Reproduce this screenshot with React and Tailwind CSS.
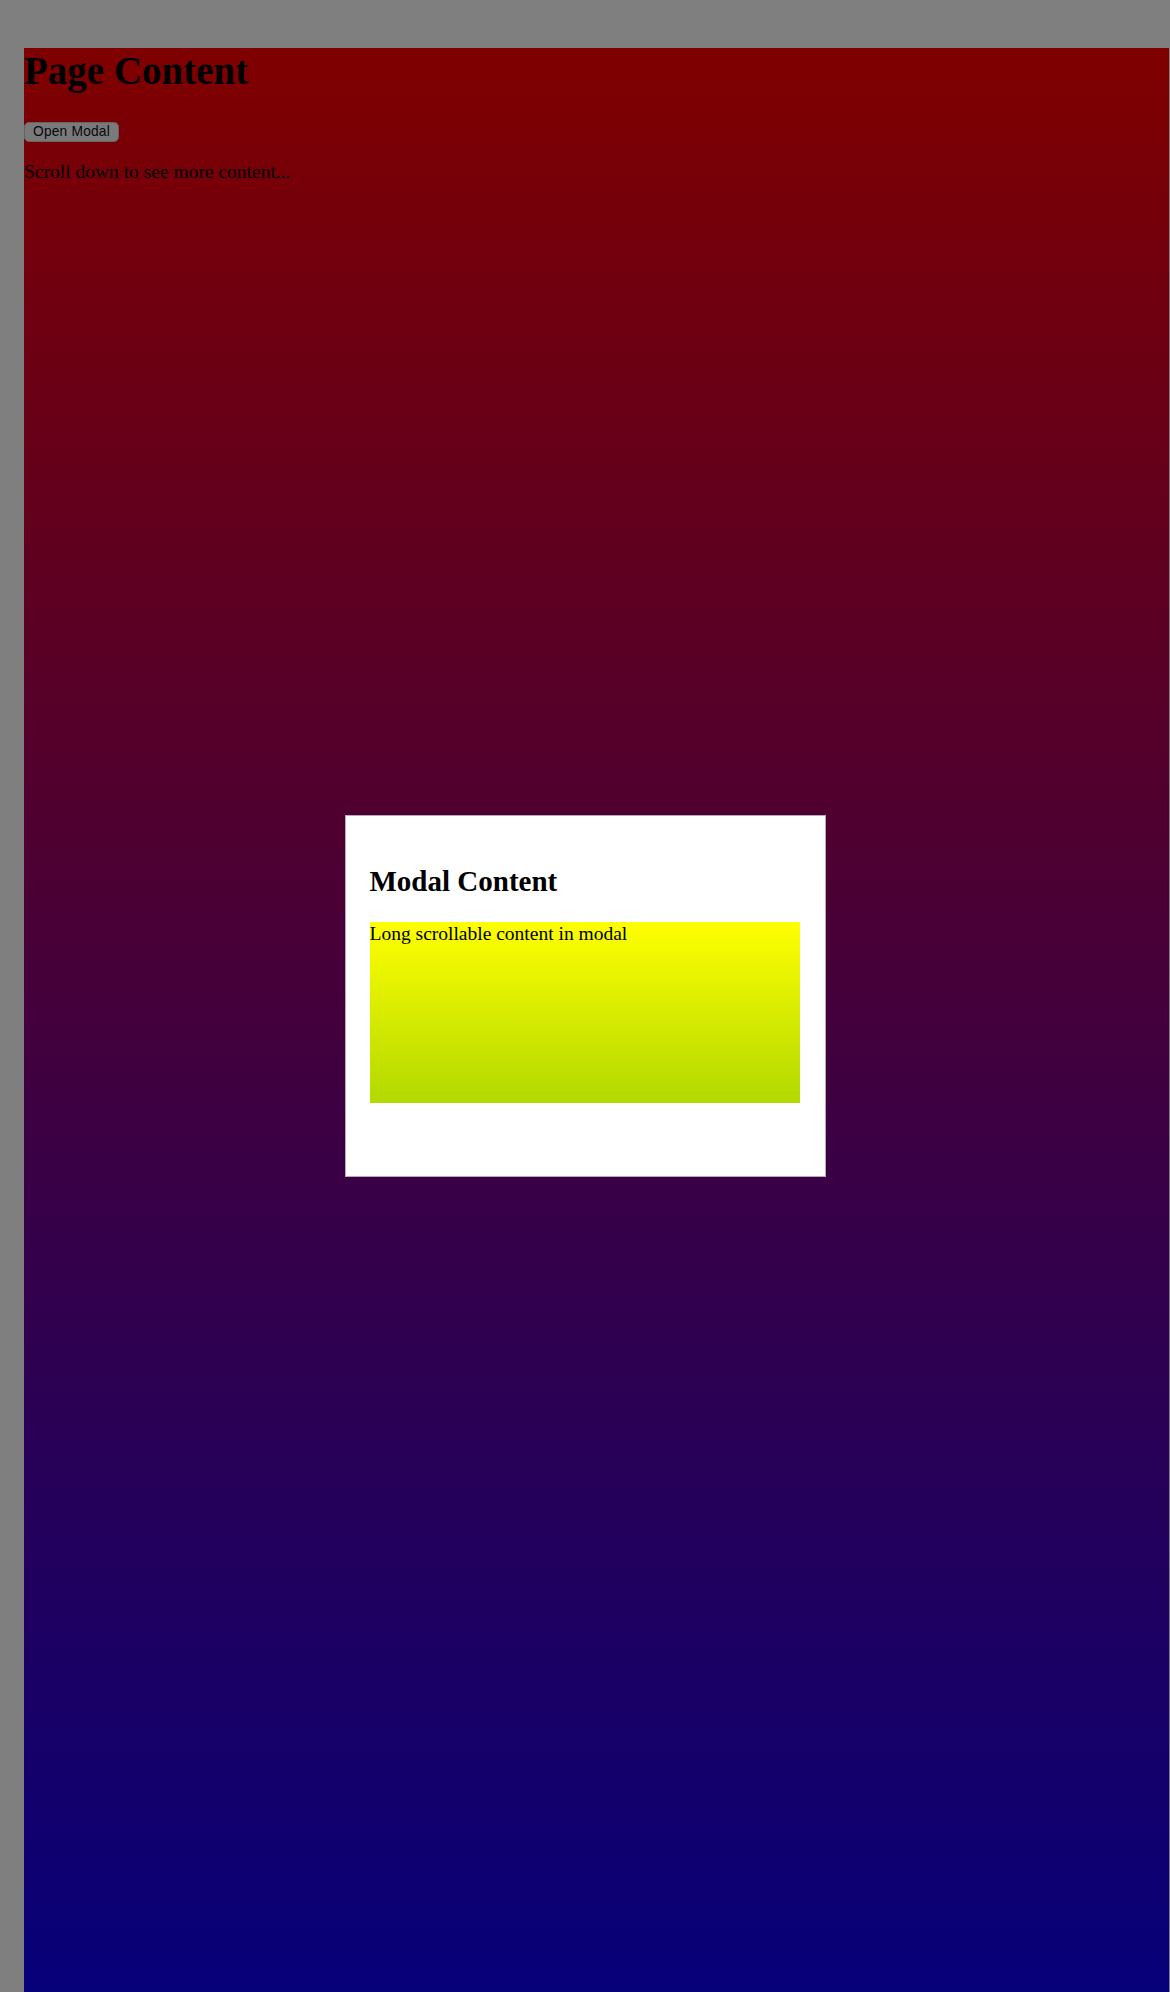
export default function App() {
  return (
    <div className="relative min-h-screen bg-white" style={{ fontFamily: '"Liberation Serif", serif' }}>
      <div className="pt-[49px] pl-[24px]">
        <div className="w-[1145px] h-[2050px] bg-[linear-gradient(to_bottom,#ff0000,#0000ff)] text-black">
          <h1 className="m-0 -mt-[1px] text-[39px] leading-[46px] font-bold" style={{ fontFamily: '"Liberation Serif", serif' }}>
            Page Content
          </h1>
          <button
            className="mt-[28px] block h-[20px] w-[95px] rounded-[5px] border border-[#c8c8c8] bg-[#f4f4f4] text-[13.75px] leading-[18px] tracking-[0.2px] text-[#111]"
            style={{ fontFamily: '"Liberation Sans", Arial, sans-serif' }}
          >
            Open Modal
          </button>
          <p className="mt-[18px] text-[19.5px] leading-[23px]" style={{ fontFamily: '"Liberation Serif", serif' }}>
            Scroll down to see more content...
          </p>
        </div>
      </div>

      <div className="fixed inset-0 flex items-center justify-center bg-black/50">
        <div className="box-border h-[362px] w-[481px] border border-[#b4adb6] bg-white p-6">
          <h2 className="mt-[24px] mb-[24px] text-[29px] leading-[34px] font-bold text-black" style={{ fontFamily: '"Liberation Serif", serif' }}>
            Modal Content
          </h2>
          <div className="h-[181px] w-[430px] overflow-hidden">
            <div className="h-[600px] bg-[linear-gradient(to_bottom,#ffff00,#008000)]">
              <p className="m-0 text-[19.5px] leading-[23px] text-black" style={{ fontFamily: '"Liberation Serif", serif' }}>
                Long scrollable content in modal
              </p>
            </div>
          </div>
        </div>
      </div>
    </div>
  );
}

TASK GOAL
Output an exact copy of the material, with the pictures removed.

TASK OUTPUT
Reproduce this screenshot with React and Tailwind CSS.
export default function App() {
  return (
    <div className="relative min-h-screen bg-white" style={{ fontFamily: '"Liberation Serif", serif' }}>
      <div className="pt-[49px] pl-[24px]">
        <div className="w-[1145px] h-[2050px] bg-[linear-gradient(to_bottom,#ff0000,#0000ff)] text-black">
          <h1 className="m-0 -mt-[1px] text-[39px] leading-[46px] font-bold" style={{ fontFamily: '"Liberation Serif", serif' }}>
            Page Content
          </h1>
          <button
            className="mt-[28px] block h-[20px] w-[95px] rounded-[5px] border border-[#c8c8c8] bg-[#f4f4f4] text-[13.75px] leading-[18px] tracking-[0.2px] text-[#111]"
            style={{ fontFamily: '"Liberation Sans", Arial, sans-serif' }}
          >
            Open Modal
          </button>
          <p className="mt-[18px] text-[19.5px] leading-[23px]" style={{ fontFamily: '"Liberation Serif", serif' }}>
            Scroll down to see more content...
          </p>
        </div>
      </div>

      <div className="fixed inset-0 flex items-center justify-center bg-black/50">
        <div className="box-border h-[362px] w-[481px] border border-[#b4adb6] bg-white p-6">
          <h2 className="mt-[24px] mb-[24px] text-[29px] leading-[34px] font-bold text-black" style={{ fontFamily: '"Liberation Serif", serif' }}>
            Modal Content
          </h2>
          <div className="h-[181px] w-[430px] overflow-hidden">
            <div className="h-[600px] bg-[linear-gradient(to_bottom,#ffff00,#008000)]">
              <p className="m-0 text-[19.5px] leading-[23px] text-black" style={{ fontFamily: '"Liberation Serif", serif' }}>
                Long scrollable content in modal
              </p>
            </div>
          </div>
        </div>
      </div>
    </div>
  );
}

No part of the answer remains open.